Read the lines below. Copy out any that hold the string "components".

----------------

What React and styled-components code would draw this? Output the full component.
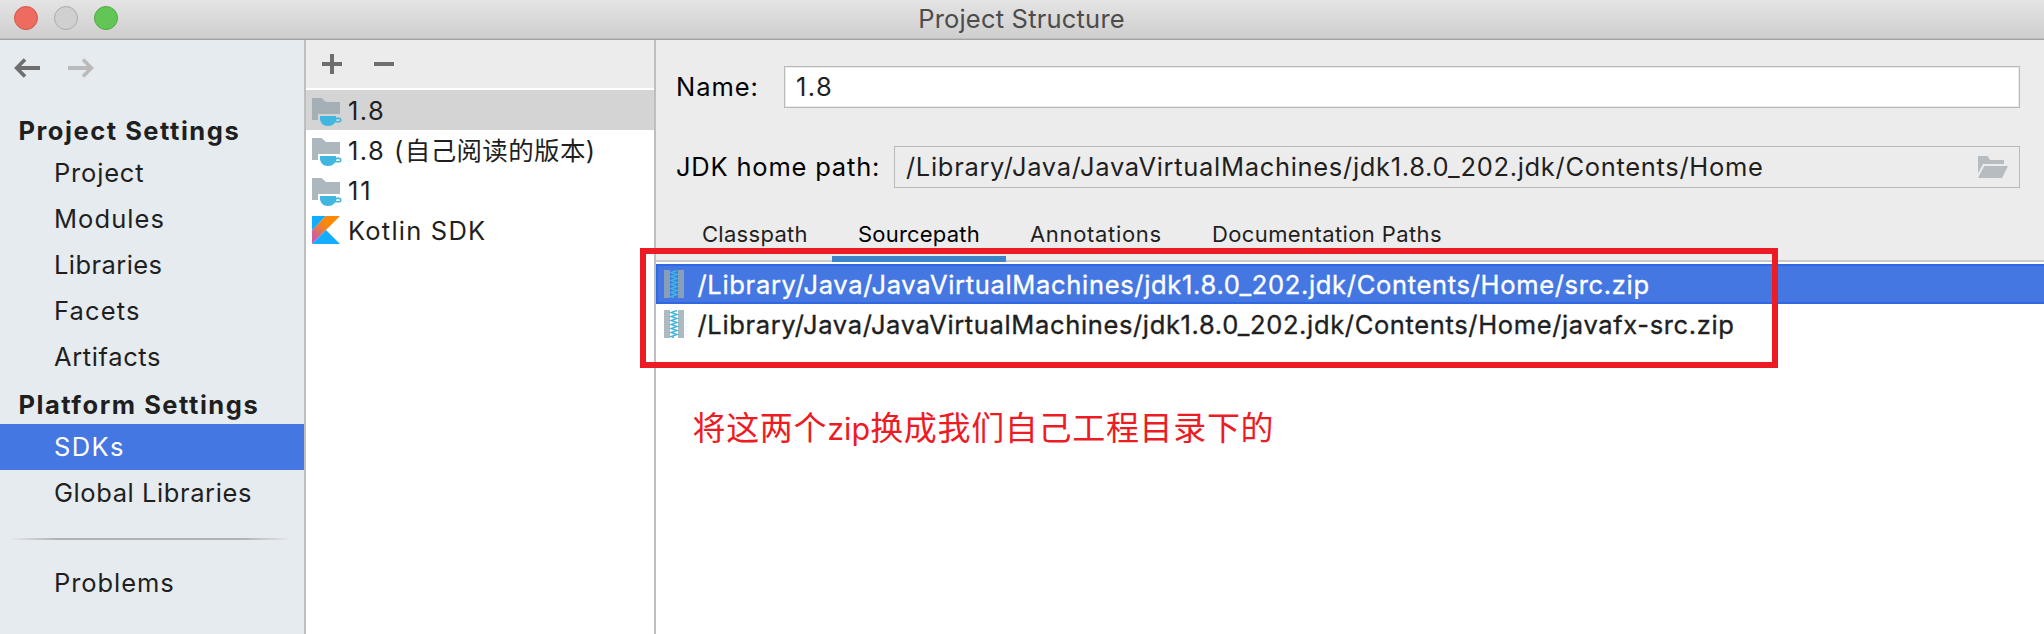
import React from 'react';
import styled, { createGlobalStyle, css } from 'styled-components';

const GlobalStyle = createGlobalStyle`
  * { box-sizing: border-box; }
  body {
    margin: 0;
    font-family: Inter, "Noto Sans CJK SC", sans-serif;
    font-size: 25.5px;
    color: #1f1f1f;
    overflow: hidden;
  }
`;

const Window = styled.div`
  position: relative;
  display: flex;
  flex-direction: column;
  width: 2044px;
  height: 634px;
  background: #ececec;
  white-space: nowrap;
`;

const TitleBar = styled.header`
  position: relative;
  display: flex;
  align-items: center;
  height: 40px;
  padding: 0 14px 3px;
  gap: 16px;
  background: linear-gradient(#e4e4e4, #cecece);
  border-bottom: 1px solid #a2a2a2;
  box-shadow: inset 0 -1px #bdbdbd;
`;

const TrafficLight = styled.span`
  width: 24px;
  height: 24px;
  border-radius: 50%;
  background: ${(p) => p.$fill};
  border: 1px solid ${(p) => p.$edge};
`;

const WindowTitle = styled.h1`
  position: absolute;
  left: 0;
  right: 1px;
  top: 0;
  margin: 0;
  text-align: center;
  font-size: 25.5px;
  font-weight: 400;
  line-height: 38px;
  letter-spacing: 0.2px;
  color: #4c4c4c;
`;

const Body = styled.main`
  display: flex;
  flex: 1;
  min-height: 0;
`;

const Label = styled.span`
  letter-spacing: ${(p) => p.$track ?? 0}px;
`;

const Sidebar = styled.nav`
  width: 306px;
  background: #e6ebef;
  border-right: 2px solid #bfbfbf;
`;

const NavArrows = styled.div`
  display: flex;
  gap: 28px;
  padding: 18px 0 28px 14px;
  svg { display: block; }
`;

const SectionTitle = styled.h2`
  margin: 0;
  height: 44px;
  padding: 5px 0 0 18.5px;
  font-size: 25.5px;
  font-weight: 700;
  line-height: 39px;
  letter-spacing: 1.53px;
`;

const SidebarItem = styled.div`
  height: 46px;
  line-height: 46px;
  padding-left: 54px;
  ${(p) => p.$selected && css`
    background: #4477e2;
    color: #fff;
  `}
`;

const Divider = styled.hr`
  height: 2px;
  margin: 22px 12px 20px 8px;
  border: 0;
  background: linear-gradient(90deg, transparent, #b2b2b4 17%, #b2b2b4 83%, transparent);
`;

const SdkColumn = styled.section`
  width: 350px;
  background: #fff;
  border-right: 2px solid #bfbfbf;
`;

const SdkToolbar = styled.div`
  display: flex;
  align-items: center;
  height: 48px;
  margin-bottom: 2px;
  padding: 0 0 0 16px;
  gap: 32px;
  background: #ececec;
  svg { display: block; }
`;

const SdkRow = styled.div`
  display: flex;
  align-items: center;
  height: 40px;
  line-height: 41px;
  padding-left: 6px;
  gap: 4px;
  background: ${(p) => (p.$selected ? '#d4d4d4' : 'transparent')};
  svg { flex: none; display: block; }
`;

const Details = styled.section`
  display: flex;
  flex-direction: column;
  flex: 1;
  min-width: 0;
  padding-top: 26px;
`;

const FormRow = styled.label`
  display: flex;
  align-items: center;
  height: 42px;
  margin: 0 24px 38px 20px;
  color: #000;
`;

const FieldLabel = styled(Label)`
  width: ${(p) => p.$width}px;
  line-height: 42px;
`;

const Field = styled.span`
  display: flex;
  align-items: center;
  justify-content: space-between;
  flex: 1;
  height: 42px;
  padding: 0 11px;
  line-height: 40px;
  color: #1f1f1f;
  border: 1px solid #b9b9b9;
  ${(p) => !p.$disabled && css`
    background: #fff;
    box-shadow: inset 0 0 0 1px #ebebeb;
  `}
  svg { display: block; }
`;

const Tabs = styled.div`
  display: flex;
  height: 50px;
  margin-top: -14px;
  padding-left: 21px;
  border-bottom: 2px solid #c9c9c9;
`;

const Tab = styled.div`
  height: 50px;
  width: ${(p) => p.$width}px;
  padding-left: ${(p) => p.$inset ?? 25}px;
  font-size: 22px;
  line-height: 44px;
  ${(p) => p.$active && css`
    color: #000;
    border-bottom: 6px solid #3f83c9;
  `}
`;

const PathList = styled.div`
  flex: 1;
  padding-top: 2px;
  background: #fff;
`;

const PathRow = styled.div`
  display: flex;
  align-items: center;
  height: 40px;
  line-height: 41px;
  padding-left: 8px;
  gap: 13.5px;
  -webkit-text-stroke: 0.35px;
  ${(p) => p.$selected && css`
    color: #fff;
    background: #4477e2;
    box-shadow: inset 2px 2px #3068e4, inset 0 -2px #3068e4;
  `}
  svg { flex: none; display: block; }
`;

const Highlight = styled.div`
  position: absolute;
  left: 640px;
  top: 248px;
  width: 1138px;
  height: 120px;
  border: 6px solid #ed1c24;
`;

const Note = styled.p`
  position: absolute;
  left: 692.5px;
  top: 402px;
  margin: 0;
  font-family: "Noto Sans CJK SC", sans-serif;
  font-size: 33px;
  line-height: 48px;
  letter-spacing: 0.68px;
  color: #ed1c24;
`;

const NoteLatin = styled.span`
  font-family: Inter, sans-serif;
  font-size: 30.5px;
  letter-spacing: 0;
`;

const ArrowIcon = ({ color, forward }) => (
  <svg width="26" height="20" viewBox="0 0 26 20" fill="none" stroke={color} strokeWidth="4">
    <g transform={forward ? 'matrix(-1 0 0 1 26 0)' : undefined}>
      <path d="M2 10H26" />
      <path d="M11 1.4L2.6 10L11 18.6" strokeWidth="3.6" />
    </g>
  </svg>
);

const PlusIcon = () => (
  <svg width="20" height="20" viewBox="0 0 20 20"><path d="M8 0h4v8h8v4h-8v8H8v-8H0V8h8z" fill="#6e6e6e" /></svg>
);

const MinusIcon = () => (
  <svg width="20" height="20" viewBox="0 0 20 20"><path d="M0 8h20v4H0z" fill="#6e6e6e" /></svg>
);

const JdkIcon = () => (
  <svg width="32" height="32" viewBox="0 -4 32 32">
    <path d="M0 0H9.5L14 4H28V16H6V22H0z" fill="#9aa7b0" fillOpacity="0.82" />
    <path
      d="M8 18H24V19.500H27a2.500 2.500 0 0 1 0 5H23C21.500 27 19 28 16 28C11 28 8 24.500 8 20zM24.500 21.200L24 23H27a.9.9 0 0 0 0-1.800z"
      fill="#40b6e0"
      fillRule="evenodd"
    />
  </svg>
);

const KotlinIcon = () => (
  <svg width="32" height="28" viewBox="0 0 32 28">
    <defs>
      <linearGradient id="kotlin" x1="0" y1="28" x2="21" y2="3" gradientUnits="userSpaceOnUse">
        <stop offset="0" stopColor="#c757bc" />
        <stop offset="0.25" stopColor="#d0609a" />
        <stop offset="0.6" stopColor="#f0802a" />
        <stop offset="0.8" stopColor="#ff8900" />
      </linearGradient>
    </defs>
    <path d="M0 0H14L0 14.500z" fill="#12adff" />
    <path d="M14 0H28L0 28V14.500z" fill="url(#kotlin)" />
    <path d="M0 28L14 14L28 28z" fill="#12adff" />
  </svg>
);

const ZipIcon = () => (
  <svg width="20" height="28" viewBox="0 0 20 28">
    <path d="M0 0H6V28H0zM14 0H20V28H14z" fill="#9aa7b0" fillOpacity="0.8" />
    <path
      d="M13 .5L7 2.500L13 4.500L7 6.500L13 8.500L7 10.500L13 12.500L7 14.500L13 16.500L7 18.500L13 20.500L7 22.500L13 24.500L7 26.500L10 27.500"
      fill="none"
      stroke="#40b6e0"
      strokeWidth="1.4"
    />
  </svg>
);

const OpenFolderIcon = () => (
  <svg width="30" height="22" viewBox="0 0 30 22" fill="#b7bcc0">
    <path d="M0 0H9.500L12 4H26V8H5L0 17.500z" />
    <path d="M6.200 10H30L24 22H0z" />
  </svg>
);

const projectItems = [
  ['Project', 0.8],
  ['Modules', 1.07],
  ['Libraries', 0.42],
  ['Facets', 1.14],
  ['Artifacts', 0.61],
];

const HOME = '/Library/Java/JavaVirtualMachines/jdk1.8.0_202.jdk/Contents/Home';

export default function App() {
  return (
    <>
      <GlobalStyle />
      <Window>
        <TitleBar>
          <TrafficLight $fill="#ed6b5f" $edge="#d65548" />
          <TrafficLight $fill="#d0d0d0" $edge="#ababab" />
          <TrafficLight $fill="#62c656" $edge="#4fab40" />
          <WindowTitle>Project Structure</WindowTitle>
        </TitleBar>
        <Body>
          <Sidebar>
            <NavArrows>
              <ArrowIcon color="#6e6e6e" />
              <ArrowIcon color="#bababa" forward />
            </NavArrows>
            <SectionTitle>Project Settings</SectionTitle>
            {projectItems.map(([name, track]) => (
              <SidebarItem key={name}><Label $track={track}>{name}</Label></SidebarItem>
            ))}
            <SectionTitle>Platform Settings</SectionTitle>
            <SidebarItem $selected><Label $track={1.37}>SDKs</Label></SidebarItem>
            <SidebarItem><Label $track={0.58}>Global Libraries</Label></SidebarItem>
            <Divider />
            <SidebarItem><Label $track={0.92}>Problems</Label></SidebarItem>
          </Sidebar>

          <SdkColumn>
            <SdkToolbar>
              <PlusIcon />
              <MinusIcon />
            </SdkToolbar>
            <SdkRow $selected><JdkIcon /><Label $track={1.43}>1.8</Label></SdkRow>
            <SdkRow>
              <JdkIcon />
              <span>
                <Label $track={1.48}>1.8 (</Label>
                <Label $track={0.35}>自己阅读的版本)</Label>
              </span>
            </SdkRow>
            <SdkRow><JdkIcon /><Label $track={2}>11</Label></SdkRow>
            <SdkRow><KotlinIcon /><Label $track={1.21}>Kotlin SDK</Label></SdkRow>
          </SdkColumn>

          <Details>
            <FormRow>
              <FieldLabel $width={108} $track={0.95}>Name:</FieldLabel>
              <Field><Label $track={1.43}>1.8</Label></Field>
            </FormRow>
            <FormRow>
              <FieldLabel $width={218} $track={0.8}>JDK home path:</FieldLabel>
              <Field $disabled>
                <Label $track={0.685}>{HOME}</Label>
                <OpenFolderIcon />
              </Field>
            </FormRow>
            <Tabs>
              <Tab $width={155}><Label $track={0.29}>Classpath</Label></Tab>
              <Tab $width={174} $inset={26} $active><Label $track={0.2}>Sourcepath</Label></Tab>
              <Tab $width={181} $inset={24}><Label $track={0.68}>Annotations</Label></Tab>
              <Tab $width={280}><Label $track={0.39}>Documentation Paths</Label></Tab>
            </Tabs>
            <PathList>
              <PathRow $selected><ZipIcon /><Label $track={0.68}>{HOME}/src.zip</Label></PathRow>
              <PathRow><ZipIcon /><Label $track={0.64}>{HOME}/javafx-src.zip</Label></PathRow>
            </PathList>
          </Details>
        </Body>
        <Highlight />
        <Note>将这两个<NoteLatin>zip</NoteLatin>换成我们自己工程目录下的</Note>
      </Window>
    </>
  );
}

----------------

Reply to the task:
What React and styled-components code would draw this? Output the full component.
import styled, { createGlobalStyle, css } from 'styled-components';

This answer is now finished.